Teachers and parents all day can tell children how important it is to respect and listen to one another, but then they will read books or interact with each other and deliver conflicting messages. Like the book. That book.

I can't blame the book, but the book is practically why I wanted to write in the first place.

According to Amazon, Tickle the Duck "in this hilarious touch-and-feel book, a cranky duck dares children to tickle his soft stomach, his hairy armpit, his rubbery foot-and reacts uproariously each time. Despite his protests, does the duck really like being tickled after all?"

Sounds and looks innocent enough. The book is embellished with texture duck parts to touch and feel soft and fluffy. The duck is laughing hysterically when the reader is encouraged to Tickle the Duck. 
In reality the children dig this book. They think it's hilarious. They tickle and mockingly laugh as the duck would if he were being tickled. They beg me to read it to them.

Yet, ever since my first encounter with this book I felt an overwhelming sense of discomfort.

Perhaps because it teaches children not to value the words of the duck. 
This duck directly states to the reader, "don't tickle me" and then after, guess what happens? He is tickled. And he enjoys it.

In this age group, especially at daycare (1-3 years), children are beginning to develop verbally and cannot fully express themselves. Rather than talking and dealing with their emotions in other healthy and appropriate manners...they more express it physically. A very common example of this would be when a classmate steals a toy from another. The child who was wronged might hit and/or bite to send the message that they want that toy back rather than talk about it like adults or even older children typically would.

I wouldn't want the first words my child understands to be that it's okay to do something to somebody else, even if they insistingly oppose it so strongly. 

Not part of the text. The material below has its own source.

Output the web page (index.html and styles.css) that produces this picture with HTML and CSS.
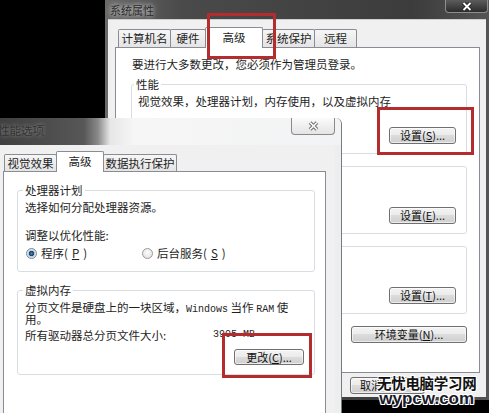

This book justifies continuing to do something to somebody else without consent. After the character is forced to be tickled, it is portrayed as funny and cute because the duck wanted to be tickled the whole time.

What a dangerous message to deliver to our children.

By no means am I trying to blame the book alone. This book does not teach children to rape! - I know that is a stretch and the structure of society has many contributing factors. This book alone is not the cause of it, but a product of that culture.
What this book does do is reinforce a message which discredits the importance of spoken consent. Just as many other components in media, every day conversation, and factors of our culture will reinforce. 
I mean, It already is - women don't know what they want, they mean the opposite of what they say, it's not rape if she enjoys it, etc.

Although this book is not to that extreme, it sends the clear message that the duck wanted to be tickled the whole time even though he said no. And that's not something I want to be teaching my kids. That's not how life should work.